All that to say, Becky Hammon is a legitimate gem. For whatever people want to say, and there are certainly critiques you can have, she really is an extension of Gregg Popovich in all of the ways a media member would want her to be.
Good Reads, Curated By Us…
Valkyries Report: Meet Juste Jocyte, the most anticipated Valkyrie by Marisa Ingemi, Valkyries Beat
The Dallas Wings are onto something — Azzi Fudd, Paige Bueckers, Arike Ogunbowale discuss Dallas’ fast start by Howard Megdal, The IX Sports
The Lynx Rebuilt Their Defense After the Offseason Exodus by Andrew Dukowitz, Zone Coverage
The Ball-Knower’s Watch Guide: Wednesday, May 27
The Game with the Most Stakes…
Atlanta Dream (4-1) vs. Minnesota Lynx (4-2): 9:00 PM ET, USA
Minnesota nearly won the season opener against Atlanta were it not for an Angel Reese block on the final possession of the game. Now both of these teams find themselves at the top of the WNBA standings playing for something a little bit more real. Natasha Howard has been a revelation for the Lynx so far this year and has been excellent in Napheesa Collier’s absence. Can Atlanta continue to play with the same defensive intensity they’ve displayed lately?

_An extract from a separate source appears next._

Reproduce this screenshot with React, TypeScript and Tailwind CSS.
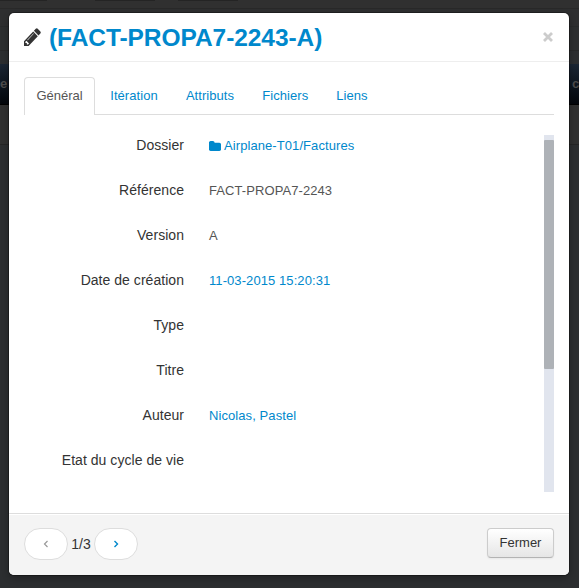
import React from 'react';

const tabs = [
  { label: 'Itération', cls: 'w-[74px]' },
  { label: 'Attributs', cls: 'w-[78px]' },
  { label: 'Fichiers', cls: 'w-[72.5px]' },
  { label: 'Liens', cls: 'w-[61px]' },
];

const rows: { label: string; value?: string; link?: boolean; folder?: boolean }[] = [
  { label: 'Dossier', value: 'Airplane-T01/Factures', link: true, folder: true },
  { label: 'Référence', value: 'FACT-PROPA7-2243' },
  { label: 'Version', value: 'A' },
  { label: 'Date de création', value: '11-03-2015 15:20:31', link: true },
  { label: 'Type' },
  { label: 'Titre' },
  { label: 'Auteur', value: 'Nicolas, Pastel', link: true },
  { label: 'Etat du cycle de vie' },
];

function Pencil() {
  return (
    <svg viewBox="0 0 1536 1536" preserveAspectRatio="none" className="mt-[15px] h-[18px] w-[17px] shrink-0 fill-[#333]">
      <path d="M363 1408l91-91-235-235-91 91v107h128v128h107zM886 480q0-22-22-22-10 0-17 7l-542 542q-7 7-7 17 0 22 22 22 10 0 17-7l542-542q7-7 7-17zM832 288l416 416-832 832H0v-416zM1515 384q0 53-37 90l-166 166L896 224l166-165q36-38 90-38 53 0 91 38l235 234q37 39 37 91z" />
    </svg>
  );
}

function Folder() {
  return (
    <svg viewBox="0 128 1664 1408" preserveAspectRatio="none" className="mr-[3px] -mt-px h-[10px] w-[12px] shrink-0 fill-[#0088cc]">
      <path d="M1664 608v704q0 92-66 158t-158 66H224q-92 0-158-66T0 1312V352q0-92 66-158t158-66h320q92 0 158 66t66 158v32h672q92 0 158 66t66 158z" />
    </svg>
  );
}

function Backdrop() {
  return (
    <div className="flex h-full flex-col bg-[#2c2e30]">
      <div className="flex h-px shrink-0 bg-[#303030]">
        <div className="w-[47px] bg-[#242424]" />
        <div className="ml-[48px] w-[60px] bg-[#242424]" />
        <div className="ml-[23px] w-[60px] bg-[#242424]" />
      </div>
      <div className="h-[8px] shrink-0 border-b border-[#292929] bg-[#303030]" />
      <div className="h-[18px] shrink-0 border-b border-[#292b2c] bg-[#2e2f30]" />
      <div className="h-[24px] shrink-0 border-b border-[#272829] bg-[#2d2f30]" />
      <div className="h-[13px] shrink-0 bg-[#2c2e30]" />
      <div className="flex h-[41px] shrink-0 items-center justify-between overflow-hidden border-b border-black bg-linear-to-b from-[#1b2634] to-[#04070c] text-[13px] font-bold text-[#4b4b4b]">
        <span>e</span>
        <span className="w-[7px]">c</span>
      </div>
      <div className="h-[40px] shrink-0 border-b border-[#252525] bg-[#303030]" />
    </div>
  );
}

export default function App() {
  return (
    <div className="relative h-[588px] w-[579px] overflow-hidden font-['Liberation_Sans',Arial,sans-serif] text-[14px] text-[#333]">
      <Backdrop />
      <div className="absolute top-[13px] left-[9px] flex h-[562px] w-[560px] flex-col overflow-hidden rounded-[5px] bg-white shadow-[0_0_0_1px_rgba(0,0,0,0.3),0_3px_7px_rgba(0,0,0,0.3)]">
        <header className="flex h-[49px] shrink-0 border-b border-[#eee] px-[15px]">
          <Pencil />
          <h1 className="ml-[8px] pt-[7px] text-[24.5px] leading-[36px] font-bold tracking-[-0.06px] whitespace-nowrap text-[#0088cc]">
            (FACT-PROPA7-2243-A)
          </h1>
          <button aria-label="Fermer" className="mt-[19px] mr-px ml-auto h-[10px] w-[10px] self-start">
            <svg viewBox="0 0 10 10" className="h-[10px] w-[10px] stroke-[#ccc]">
              <path d="M1 1l8 8M9 1L1 9" strokeWidth="2.8" />
            </svg>
          </button>
        </header>

        <nav className="mx-[15px] mt-[15px] flex h-[38px] shrink-0 border-b border-[#ddd] text-[13px] leading-[20px]">
          <div className="mr-[2px] h-[38px] w-[71px] rounded-t-[4px] border border-b-0 border-[#ddd] bg-white pt-[8px] text-center text-[#555]">
            Général
          </div>
          {tabs.map((tab) => (
            <div key={tab.label} className={`${tab.cls} h-[37px] pt-[9px] text-center tracking-[0.06px] text-[#0088cc]`}>
              {tab.label}
            </div>
          ))}
        </nav>

        <div className="mx-[15px] mt-[20px] flex h-[357px] shrink-0">
          <div className="flex flex-1 flex-col overflow-hidden">
            {rows.map((row) => (
              <div key={row.label} className="flex h-[45px] shrink-0 leading-[20px] whitespace-nowrap">
                <div className="w-[160px] text-right text-[14px] tracking-[0.04px]">{row.label}</div>
                <div className={`ml-[25px] flex h-[21px] items-center pt-px text-[13px] tracking-[0.08px] ${row.link ? 'text-[#0088cc]' : 'text-[#555]'}`}>
                  {row.folder && <Folder />}
                  {row.value}
                </div>
              </div>
            ))}
          </div>
          <div className="w-[10px] bg-[#e1e5ee] pt-[5px]">
            <div className="h-[229px] rounded-[1px] bg-[#aeb2b7]" />
          </div>
        </div>

        <footer className="mt-[21px] flex h-[62px] shrink-0 border-t border-[#ddd] bg-[#f4f4f4] px-[15px] pt-[14px] shadow-[inset_0_1px_0_#fff]">
          <button className="flex h-[32px] w-[44px] items-center justify-center rounded-full border border-[#ddd] bg-white">
            <svg viewBox="0 0 6 8" className="h-[8px] w-[6px] fill-none stroke-[#999]"><path d="M4.5 1L1.5 4l3 3" strokeWidth="1.2" /></svg>
          </button>
          <span className="w-[26px] text-center leading-[32px]">1/3</span>
          <button className="flex h-[32px] w-[44px] items-center justify-center rounded-full border border-[#ddd] bg-white">
            <svg viewBox="0 0 6 8" className="h-[8px] w-[6px] fill-none stroke-[#0088cc]"><path d="M1.5 1l3 3-3 3" strokeWidth="1.4" /></svg>
          </button>
          <button className="ml-auto h-[30px] w-[67px] rounded-[4px] border border-[#ccc] border-b-[#b3b3b3] bg-linear-to-b from-white to-[#e6e6e6] text-[13px] leading-[28px] shadow-[0_1px_2px_rgba(0,0,0,0.05)]">
            Fermer
          </button>
        </footer>
      </div>
    </div>
  );
}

The Ball-Knower’s Game of Interest…
Toronto Tempo (3-4) vs. Chicago Sky (3-3): 8:00 PM ET, League Pass
Marina Mabrey meets her former team and the Sky are suffering from a bit of an injury bug (Gabriela Jaquez is likely out tonight with a knee injury). While all of the attention has gone to the Portland Fire as the expansion franchise du jour, I’m interested in if Toronto can start to cook a bit and make their own fringe playoff case. As for the Sky, Kamilla Cardoso is making a legit All-Star case early in the year. That usage in pick-n-roll won’t go down anytime soon, so sit back and enjoy the show.